Thursday, December 05, 2002

Inconceivable, I tell you! Inconceivable!

Mark Steyn says he received a little pearl of wisdom from a Frenchman:

"A man like George W Bush is simply not possible in our politics," I was told by an elegant, cultured Parisian this spring. "For a creature of such crude, simplistic and extreme views to be one of the two principal candidates in a presidential election would be inconceivable here. Inconceivable!" Two weeks later, Jean Marie Le Pen made it into the final round of the French election.

Inconceivable, eh? Whenever I hear that word I think of this guy. I wonder if he warned Steyn to never get involved in a land war in Asia?

When Chickens Attack

Here's a case of life imitating a Gary Larson cartoon. Tim Blair has the story of a Florida town under seige by roaming gangs of chickens. Wild fowl are everywhere:

More than a year after Key West launched a roundup to relocate birds that roam the streets by day and roost in trees and shrubs at night, the city is still struggling to rein in its rooster population.

A city ordinance bars the public from killing the fowl, so more than a thousand have been rounded up.

Maybe there is an ordinance but something tells me it might not be too easy to enforce. I don't see many chickens dashing up the steps of the cop shop to squawk about yet another brutal murder. A prosecution is hardly likely either since the evidence of the crime is most likely simmering away in someone's casserole dish. You can't exactly dust for drumstick, can you?

I'm sure there will be plenty of animal rights activists on hand to protest the mysterious "disappearances" though.

If the residents of Key West are having real problems catching the little blighters maybe they could try a spot of music. According to a study made by scientists Jaak Panksepp and Gunther Bernatzky (via 2blowhards), music calms chicks down:

In the study, briefly isolated chicks - who quickly cry out in distress - were exposed to music. Their distress calls dropped and they showed other physical signs that the music had quelled their anxiety, apparently making them feel better.

They seemed most soothed by a range of pop music, and calmed less by Mozart's Kronungconzert, said Panksepp. But there's no saying for certain, because chicks can't explain how they feel, he cautioned.

Depends what kind of chicks you're talking about...

Monday, December 02, 2002

Forged in the Fires of Mount Dumb

One of the things that distinguishes healthy-minded people from lunatics and Guardian columnists is the ability to tell fantasy from reality, something that seems to be a bit lost on the ever-so-earnest John Yatt.

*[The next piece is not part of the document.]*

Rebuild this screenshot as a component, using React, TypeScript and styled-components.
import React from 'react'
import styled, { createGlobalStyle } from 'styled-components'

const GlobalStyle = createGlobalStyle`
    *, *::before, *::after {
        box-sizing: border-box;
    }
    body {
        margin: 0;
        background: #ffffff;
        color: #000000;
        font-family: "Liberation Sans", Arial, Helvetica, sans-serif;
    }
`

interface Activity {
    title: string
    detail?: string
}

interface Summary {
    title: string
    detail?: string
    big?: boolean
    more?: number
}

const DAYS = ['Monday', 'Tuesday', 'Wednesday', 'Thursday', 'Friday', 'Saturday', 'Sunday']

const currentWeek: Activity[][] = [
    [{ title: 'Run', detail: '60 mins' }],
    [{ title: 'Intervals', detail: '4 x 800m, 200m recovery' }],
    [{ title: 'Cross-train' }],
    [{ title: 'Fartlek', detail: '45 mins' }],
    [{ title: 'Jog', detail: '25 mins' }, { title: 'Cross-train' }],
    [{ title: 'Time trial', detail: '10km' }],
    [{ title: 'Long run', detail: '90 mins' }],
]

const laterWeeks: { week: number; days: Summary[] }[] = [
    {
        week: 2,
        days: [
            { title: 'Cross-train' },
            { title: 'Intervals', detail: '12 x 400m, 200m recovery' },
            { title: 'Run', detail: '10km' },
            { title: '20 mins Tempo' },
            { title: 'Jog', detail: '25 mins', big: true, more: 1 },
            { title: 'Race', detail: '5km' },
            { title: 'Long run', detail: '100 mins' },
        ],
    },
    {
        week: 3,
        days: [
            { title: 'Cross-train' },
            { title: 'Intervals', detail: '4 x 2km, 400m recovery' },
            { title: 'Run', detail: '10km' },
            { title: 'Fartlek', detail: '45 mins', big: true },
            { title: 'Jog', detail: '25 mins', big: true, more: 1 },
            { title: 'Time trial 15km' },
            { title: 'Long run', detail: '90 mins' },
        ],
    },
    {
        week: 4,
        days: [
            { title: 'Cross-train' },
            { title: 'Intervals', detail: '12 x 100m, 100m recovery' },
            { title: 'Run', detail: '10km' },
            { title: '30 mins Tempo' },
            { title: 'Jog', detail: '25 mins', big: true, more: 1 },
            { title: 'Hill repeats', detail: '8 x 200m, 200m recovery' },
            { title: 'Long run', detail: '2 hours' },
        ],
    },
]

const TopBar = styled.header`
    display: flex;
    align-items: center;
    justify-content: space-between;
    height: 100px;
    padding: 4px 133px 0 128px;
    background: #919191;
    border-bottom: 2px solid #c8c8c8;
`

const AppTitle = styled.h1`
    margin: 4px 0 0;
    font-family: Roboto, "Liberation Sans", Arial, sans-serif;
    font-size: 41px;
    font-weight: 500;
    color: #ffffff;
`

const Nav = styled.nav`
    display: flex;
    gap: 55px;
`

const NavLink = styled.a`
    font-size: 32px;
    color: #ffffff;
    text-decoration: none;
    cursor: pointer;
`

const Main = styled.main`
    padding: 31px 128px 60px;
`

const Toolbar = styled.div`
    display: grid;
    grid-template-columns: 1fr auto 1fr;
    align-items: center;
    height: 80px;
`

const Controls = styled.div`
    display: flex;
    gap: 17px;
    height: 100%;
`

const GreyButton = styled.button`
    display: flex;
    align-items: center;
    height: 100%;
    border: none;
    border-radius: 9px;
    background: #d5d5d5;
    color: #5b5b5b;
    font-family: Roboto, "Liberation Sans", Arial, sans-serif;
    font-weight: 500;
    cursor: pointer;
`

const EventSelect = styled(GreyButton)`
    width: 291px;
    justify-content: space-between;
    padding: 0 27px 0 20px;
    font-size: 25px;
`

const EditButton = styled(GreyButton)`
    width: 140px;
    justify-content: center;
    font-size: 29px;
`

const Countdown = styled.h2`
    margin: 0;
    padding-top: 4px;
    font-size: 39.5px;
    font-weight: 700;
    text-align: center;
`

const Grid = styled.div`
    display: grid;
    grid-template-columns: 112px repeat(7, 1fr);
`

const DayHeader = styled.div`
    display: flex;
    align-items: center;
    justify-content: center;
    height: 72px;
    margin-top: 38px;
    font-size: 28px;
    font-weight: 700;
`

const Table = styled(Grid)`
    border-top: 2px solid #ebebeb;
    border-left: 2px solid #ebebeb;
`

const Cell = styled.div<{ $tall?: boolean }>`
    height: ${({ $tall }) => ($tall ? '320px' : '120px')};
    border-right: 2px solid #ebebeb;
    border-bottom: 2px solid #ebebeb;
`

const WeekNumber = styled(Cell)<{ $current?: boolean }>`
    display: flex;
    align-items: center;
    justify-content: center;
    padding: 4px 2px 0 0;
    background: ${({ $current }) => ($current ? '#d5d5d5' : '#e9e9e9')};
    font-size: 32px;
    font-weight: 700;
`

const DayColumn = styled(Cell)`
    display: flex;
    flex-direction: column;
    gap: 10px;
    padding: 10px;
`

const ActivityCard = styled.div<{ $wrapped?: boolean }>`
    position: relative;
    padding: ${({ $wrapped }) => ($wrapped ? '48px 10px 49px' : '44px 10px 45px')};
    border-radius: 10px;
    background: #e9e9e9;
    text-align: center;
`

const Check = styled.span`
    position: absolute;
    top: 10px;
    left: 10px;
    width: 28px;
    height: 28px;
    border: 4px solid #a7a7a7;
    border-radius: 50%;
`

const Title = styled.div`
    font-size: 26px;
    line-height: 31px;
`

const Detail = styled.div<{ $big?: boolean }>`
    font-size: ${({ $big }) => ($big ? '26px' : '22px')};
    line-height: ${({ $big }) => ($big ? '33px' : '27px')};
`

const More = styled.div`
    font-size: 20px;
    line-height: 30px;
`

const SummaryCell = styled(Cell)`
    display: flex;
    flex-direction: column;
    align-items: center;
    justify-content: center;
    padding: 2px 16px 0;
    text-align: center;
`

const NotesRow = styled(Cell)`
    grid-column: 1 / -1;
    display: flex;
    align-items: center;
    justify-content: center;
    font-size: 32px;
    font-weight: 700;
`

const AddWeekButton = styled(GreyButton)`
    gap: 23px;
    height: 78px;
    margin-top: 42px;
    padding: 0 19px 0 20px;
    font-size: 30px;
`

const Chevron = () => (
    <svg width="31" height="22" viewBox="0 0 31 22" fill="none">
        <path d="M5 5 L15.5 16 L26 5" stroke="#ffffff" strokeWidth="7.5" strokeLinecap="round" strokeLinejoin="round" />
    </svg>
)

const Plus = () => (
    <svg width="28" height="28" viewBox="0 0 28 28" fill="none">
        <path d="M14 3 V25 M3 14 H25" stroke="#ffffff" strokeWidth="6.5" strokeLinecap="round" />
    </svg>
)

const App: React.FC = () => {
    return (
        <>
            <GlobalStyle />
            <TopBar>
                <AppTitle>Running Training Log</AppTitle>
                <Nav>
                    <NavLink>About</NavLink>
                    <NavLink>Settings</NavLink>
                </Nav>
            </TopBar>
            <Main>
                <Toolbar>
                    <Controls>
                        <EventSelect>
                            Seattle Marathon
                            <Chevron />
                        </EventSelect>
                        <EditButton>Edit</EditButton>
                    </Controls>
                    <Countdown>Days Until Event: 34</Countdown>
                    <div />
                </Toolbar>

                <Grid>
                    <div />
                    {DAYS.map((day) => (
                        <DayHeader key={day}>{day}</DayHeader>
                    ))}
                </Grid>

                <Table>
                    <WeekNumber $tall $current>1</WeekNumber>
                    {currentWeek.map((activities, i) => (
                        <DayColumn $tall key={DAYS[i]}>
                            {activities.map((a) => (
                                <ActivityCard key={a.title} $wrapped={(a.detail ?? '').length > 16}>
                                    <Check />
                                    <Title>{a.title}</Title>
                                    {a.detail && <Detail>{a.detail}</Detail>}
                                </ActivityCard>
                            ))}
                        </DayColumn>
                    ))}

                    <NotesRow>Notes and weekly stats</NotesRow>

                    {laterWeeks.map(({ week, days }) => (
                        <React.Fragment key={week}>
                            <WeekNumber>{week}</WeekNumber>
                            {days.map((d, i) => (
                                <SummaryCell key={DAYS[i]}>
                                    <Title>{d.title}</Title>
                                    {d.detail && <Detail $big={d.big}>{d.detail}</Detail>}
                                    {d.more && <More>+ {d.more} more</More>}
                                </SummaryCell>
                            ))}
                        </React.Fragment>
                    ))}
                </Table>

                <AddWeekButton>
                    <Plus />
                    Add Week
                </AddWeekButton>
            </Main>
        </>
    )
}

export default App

His lame excuse for thoughtful literary criticism finds The Lord Of The Rings "unacceptable" because:

The Lord of the Rings is racist. It is soaked in the logic that race determines behaviour. Orcs are bred to be bad, they have no choice. The evil wizard Saruman even tells us that they are screwed-up elves. Elves made bad by a kind of devilish genetic modification programme. They deserve no mercy.

To cap it all, the races that Tolkien has put on the side of evil are then given a rag-bag of non-white characteristics that could have been copied straight from a BNP leaflet. Dark, slant-eyed, swarthy, broad-faced - it's amazing he doesn't go the whole hog and give them a natural sense of rhythm.

This sort of maddening superficiality will find racism, sexism or homophobia in almost anything - the colour of your bin liner, for example. "Black?!!!". J.R.R. Tolkien's work created a mythology based on Western European sensibilities, but it was set in a fantasy world. Context has to count for something. Is Yatt incapable of grasping that a literary world stuffed with hobbits, trolls, orcs and immortal Dark Lords might exist on its own terms without the need for symbolism? Can't a story possess its own meaning without us trying to snip off bits of it to glue onto our papier-mache political playthings?

Tolkien himself agreed with Mrs. Malaprop that allegories should remain on the banks of the Nile, yet critics both amateur and professional continue to dredge up masses of metaphors from his work. One of the things that has made The Lord of the Rings so enduring is its openness to interpretation: environmentalists, conservatives, libertarians and liberals all find their own meanings in it. But if we absolutely have to pin down "what it means" to us can we at least try to do it in a sensible way? Yatt ends up applying the boneheaded determinism he accuses Tolkien of: in his argument dark skinned people are defined by their ethnicity, not their actions. Are the hobbits also stereotypes - of vertically-challenged bumptious yokels?

Steven Chapman has fun with this too, plus a few snippets of what might happen if David Blunkett were Home Secretary of Middle Earth.

I'm not one to breathlessly promote upcoming blockbusters, and it's been a long time since I got really excited about a new movie.

But I'll tell you - for the first time in ages, I am counting the days.

Oh good grief. Did anyone tell Helen Kolawole that it's just a fucking television programme?

We fade to grey

New job this week, so blogging will be a bit lighter than usual.

If you're intrigued by optical illusions have a look at this. Yes, it's true. Via The Volokhs.